> [REQUIREMENT]: Give every line of the data again, unchanged, but with no pictures.
## begin INFORMATION SHOWN
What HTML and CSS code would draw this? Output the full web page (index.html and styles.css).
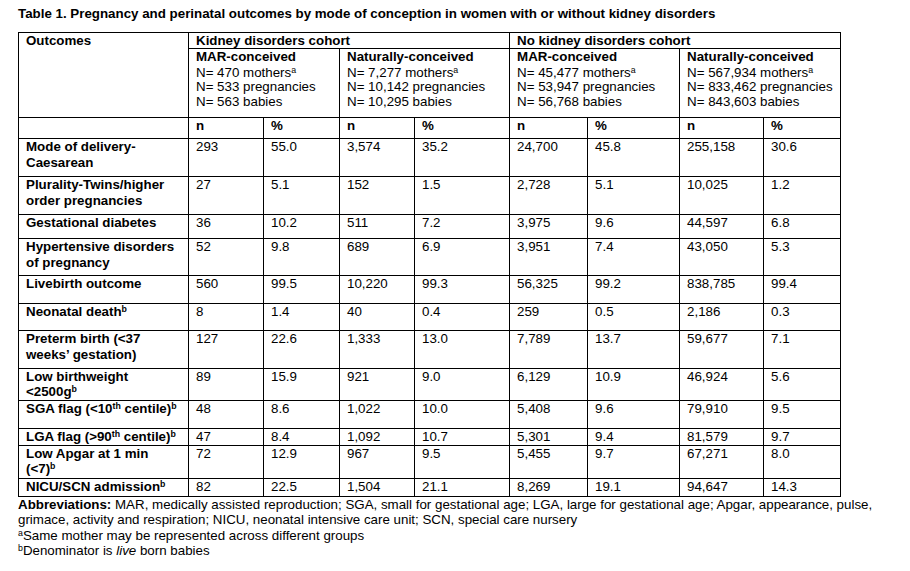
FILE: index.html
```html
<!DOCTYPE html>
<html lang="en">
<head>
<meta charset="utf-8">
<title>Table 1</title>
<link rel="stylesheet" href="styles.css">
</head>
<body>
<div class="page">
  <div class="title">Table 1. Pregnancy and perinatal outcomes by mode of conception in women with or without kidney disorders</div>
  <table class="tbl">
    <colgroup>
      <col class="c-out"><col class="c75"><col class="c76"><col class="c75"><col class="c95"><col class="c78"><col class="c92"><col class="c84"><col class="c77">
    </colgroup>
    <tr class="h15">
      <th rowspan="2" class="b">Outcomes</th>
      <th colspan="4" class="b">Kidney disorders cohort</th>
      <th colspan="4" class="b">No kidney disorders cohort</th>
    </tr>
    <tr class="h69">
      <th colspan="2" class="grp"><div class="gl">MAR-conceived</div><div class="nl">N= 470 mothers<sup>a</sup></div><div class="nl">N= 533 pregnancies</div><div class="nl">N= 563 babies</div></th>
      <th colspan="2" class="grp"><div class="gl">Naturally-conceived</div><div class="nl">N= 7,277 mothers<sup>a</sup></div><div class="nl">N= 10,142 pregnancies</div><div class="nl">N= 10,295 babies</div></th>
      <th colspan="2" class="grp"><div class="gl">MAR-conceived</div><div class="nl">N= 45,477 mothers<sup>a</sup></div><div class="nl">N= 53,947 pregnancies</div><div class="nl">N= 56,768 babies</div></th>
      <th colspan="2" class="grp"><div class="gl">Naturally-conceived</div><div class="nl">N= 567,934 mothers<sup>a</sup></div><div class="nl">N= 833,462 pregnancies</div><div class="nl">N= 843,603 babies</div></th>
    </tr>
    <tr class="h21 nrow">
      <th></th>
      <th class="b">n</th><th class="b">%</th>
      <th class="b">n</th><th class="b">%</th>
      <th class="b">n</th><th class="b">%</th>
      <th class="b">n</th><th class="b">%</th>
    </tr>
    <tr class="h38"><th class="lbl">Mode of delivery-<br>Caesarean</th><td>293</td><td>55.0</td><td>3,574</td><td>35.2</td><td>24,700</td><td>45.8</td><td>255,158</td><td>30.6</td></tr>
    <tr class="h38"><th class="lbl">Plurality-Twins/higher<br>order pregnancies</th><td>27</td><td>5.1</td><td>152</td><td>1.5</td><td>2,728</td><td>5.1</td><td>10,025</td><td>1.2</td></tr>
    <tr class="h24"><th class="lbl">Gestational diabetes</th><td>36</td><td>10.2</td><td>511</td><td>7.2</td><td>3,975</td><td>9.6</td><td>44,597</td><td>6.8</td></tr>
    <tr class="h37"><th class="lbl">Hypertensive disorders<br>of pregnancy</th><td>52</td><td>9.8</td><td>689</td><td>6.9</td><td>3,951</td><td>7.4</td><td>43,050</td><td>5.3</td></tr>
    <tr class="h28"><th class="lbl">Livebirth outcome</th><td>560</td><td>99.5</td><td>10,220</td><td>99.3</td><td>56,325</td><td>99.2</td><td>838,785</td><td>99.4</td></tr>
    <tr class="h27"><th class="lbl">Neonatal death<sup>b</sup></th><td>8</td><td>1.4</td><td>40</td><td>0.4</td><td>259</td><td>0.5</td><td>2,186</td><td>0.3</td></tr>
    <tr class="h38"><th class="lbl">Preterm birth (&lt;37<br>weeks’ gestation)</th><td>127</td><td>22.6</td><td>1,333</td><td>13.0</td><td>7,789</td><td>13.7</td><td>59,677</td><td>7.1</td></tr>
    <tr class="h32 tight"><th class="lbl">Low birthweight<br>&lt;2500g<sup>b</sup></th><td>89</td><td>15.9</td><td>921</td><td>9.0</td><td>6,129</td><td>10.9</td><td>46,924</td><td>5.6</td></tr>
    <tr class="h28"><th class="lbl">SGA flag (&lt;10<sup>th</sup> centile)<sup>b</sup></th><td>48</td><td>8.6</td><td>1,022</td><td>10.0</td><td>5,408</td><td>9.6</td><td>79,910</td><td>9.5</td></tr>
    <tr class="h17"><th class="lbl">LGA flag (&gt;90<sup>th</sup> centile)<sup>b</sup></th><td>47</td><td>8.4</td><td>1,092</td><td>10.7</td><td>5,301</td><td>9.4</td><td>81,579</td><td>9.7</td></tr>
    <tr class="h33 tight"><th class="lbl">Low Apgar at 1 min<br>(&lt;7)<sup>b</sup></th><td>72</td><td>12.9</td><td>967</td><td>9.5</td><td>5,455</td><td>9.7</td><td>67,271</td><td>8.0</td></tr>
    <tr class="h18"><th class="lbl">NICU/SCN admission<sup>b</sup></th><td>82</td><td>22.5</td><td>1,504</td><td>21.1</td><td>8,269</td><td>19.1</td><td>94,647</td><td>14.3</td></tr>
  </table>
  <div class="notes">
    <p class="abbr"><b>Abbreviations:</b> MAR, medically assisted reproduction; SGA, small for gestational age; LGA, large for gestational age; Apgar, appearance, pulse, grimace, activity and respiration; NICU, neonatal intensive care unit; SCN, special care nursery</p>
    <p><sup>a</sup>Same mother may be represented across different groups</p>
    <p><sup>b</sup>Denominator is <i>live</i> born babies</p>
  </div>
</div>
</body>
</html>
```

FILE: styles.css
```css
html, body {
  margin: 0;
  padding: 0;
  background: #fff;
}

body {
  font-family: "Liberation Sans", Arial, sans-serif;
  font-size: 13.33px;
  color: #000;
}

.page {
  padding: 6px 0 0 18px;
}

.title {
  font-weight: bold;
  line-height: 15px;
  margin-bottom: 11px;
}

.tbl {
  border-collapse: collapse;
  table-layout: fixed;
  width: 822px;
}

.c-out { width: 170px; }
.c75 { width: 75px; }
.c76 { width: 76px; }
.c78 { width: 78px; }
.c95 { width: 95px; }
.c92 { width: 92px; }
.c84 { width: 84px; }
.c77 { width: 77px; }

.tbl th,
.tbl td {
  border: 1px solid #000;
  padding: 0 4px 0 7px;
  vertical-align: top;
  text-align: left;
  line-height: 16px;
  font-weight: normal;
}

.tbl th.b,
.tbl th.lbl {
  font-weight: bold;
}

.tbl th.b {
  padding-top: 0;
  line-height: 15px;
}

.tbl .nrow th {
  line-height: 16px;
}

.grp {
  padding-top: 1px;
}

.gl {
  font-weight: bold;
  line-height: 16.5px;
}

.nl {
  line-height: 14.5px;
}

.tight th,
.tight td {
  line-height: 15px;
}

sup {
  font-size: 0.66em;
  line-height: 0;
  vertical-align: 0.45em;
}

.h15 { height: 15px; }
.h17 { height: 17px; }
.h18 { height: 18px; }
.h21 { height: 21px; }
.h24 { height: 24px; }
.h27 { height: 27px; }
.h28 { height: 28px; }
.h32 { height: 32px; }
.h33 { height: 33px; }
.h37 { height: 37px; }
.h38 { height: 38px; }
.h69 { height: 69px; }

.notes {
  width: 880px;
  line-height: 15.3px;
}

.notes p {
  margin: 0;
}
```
## end INFORMATION SHOWN
> [FINISHED EXERCISE]:
What HTML and CSS code would draw this? Output the full web page (index.html and styles.css).
FILE: index.html
```html
<!DOCTYPE html>
<html lang="en">
<head>
<meta charset="utf-8">
<title>Table 1</title>
<link rel="stylesheet" href="styles.css">
</head>
<body>
<div class="page">
  <div class="title">Table 1. Pregnancy and perinatal outcomes by mode of conception in women with or without kidney disorders</div>
  <table class="tbl">
    <colgroup>
      <col class="c-out"><col class="c75"><col class="c76"><col class="c75"><col class="c95"><col class="c78"><col class="c92"><col class="c84"><col class="c77">
    </colgroup>
    <tr class="h15">
      <th rowspan="2" class="b">Outcomes</th>
      <th colspan="4" class="b">Kidney disorders cohort</th>
      <th colspan="4" class="b">No kidney disorders cohort</th>
    </tr>
    <tr class="h69">
      <th colspan="2" class="grp"><div class="gl">MAR-conceived</div><div class="nl">N= 470 mothers<sup>a</sup></div><div class="nl">N= 533 pregnancies</div><div class="nl">N= 563 babies</div></th>
      <th colspan="2" class="grp"><div class="gl">Naturally-conceived</div><div class="nl">N= 7,277 mothers<sup>a</sup></div><div class="nl">N= 10,142 pregnancies</div><div class="nl">N= 10,295 babies</div></th>
      <th colspan="2" class="grp"><div class="gl">MAR-conceived</div><div class="nl">N= 45,477 mothers<sup>a</sup></div><div class="nl">N= 53,947 pregnancies</div><div class="nl">N= 56,768 babies</div></th>
      <th colspan="2" class="grp"><div class="gl">Naturally-conceived</div><div class="nl">N= 567,934 mothers<sup>a</sup></div><div class="nl">N= 833,462 pregnancies</div><div class="nl">N= 843,603 babies</div></th>
    </tr>
    <tr class="h21 nrow">
      <th></th>
      <th class="b">n</th><th class="b">%</th>
      <th class="b">n</th><th class="b">%</th>
      <th class="b">n</th><th class="b">%</th>
      <th class="b">n</th><th class="b">%</th>
    </tr>
    <tr class="h38"><th class="lbl">Mode of delivery-<br>Caesarean</th><td>293</td><td>55.0</td><td>3,574</td><td>35.2</td><td>24,700</td><td>45.8</td><td>255,158</td><td>30.6</td></tr>
    <tr class="h38"><th class="lbl">Plurality-Twins/higher<br>order pregnancies</th><td>27</td><td>5.1</td><td>152</td><td>1.5</td><td>2,728</td><td>5.1</td><td>10,025</td><td>1.2</td></tr>
    <tr class="h24"><th class="lbl">Gestational diabetes</th><td>36</td><td>10.2</td><td>511</td><td>7.2</td><td>3,975</td><td>9.6</td><td>44,597</td><td>6.8</td></tr>
    <tr class="h37"><th class="lbl">Hypertensive disorders<br>of pregnancy</th><td>52</td><td>9.8</td><td>689</td><td>6.9</td><td>3,951</td><td>7.4</td><td>43,050</td><td>5.3</td></tr>
    <tr class="h28"><th class="lbl">Livebirth outcome</th><td>560</td><td>99.5</td><td>10,220</td><td>99.3</td><td>56,325</td><td>99.2</td><td>838,785</td><td>99.4</td></tr>
    <tr class="h27"><th class="lbl">Neonatal death<sup>b</sup></th><td>8</td><td>1.4</td><td>40</td><td>0.4</td><td>259</td><td>0.5</td><td>2,186</td><td>0.3</td></tr>
    <tr class="h38"><th class="lbl">Preterm birth (&lt;37<br>weeks’ gestation)</th><td>127</td><td>22.6</td><td>1,333</td><td>13.0</td><td>7,789</td><td>13.7</td><td>59,677</td><td>7.1</td></tr>
    <tr class="h32 tight"><th class="lbl">Low birthweight<br>&lt;2500g<sup>b</sup></th><td>89</td><td>15.9</td><td>921</td><td>9.0</td><td>6,129</td><td>10.9</td><td>46,924</td><td>5.6</td></tr>
    <tr class="h28"><th class="lbl">SGA flag (&lt;10<sup>th</sup> centile)<sup>b</sup></th><td>48</td><td>8.6</td><td>1,022</td><td>10.0</td><td>5,408</td><td>9.6</td><td>79,910</td><td>9.5</td></tr>
    <tr class="h17"><th class="lbl">LGA flag (&gt;90<sup>th</sup> centile)<sup>b</sup></th><td>47</td><td>8.4</td><td>1,092</td><td>10.7</td><td>5,301</td><td>9.4</td><td>81,579</td><td>9.7</td></tr>
    <tr class="h33 tight"><th class="lbl">Low Apgar at 1 min<br>(&lt;7)<sup>b</sup></th><td>72</td><td>12.9</td><td>967</td><td>9.5</td><td>5,455</td><td>9.7</td><td>67,271</td><td>8.0</td></tr>
    <tr class="h18"><th class="lbl">NICU/SCN admission<sup>b</sup></th><td>82</td><td>22.5</td><td>1,504</td><td>21.1</td><td>8,269</td><td>19.1</td><td>94,647</td><td>14.3</td></tr>
  </table>
  <div class="notes">
    <p class="abbr"><b>Abbreviations:</b> MAR, medically assisted reproduction; SGA, small for gestational age; LGA, large for gestational age; Apgar, appearance, pulse, grimace, activity and respiration; NICU, neonatal intensive care unit; SCN, special care nursery</p>
    <p><sup>a</sup>Same mother may be represented across different groups</p>
    <p><sup>b</sup>Denominator is <i>live</i> born babies</p>
  </div>
</div>
</body>
</html>
```

FILE: styles.css
```css
html, body {
  margin: 0;
  padding: 0;
  background: #fff;
}

body {
  font-family: "Liberation Sans", Arial, sans-serif;
  font-size: 13.33px;
  color: #000;
}

.page {
  padding: 6px 0 0 18px;
}

.title {
  font-weight: bold;
  line-height: 15px;
  margin-bottom: 11px;
}

.tbl {
  border-collapse: collapse;
  table-layout: fixed;
  width: 822px;
}

.c-out { width: 170px; }
.c75 { width: 75px; }
.c76 { width: 76px; }
.c78 { width: 78px; }
.c95 { width: 95px; }
.c92 { width: 92px; }
.c84 { width: 84px; }
.c77 { width: 77px; }

.tbl th,
.tbl td {
  border: 1px solid #000;
  padding: 0 4px 0 7px;
  vertical-align: top;
  text-align: left;
  line-height: 16px;
  font-weight: normal;
}

.tbl th.b,
.tbl th.lbl {
  font-weight: bold;
}

.tbl th.b {
  padding-top: 0;
  line-height: 15px;
}

.tbl .nrow th {
  line-height: 16px;
}

.grp {
  padding-top: 1px;
}

.gl {
  font-weight: bold;
  line-height: 16.5px;
}

.nl {
  line-height: 14.5px;
}

.tight th,
.tight td {
  line-height: 15px;
}

sup {
  font-size: 0.66em;
  line-height: 0;
  vertical-align: 0.45em;
}

.h15 { height: 15px; }
.h17 { height: 17px; }
.h18 { height: 18px; }
.h21 { height: 21px; }
.h24 { height: 24px; }
.h27 { height: 27px; }
.h28 { height: 28px; }
.h32 { height: 32px; }
.h33 { height: 33px; }
.h37 { height: 37px; }
.h38 { height: 38px; }
.h69 { height: 69px; }

.notes {
  width: 880px;
  line-height: 15.3px;
}

.notes p {
  margin: 0;
}
```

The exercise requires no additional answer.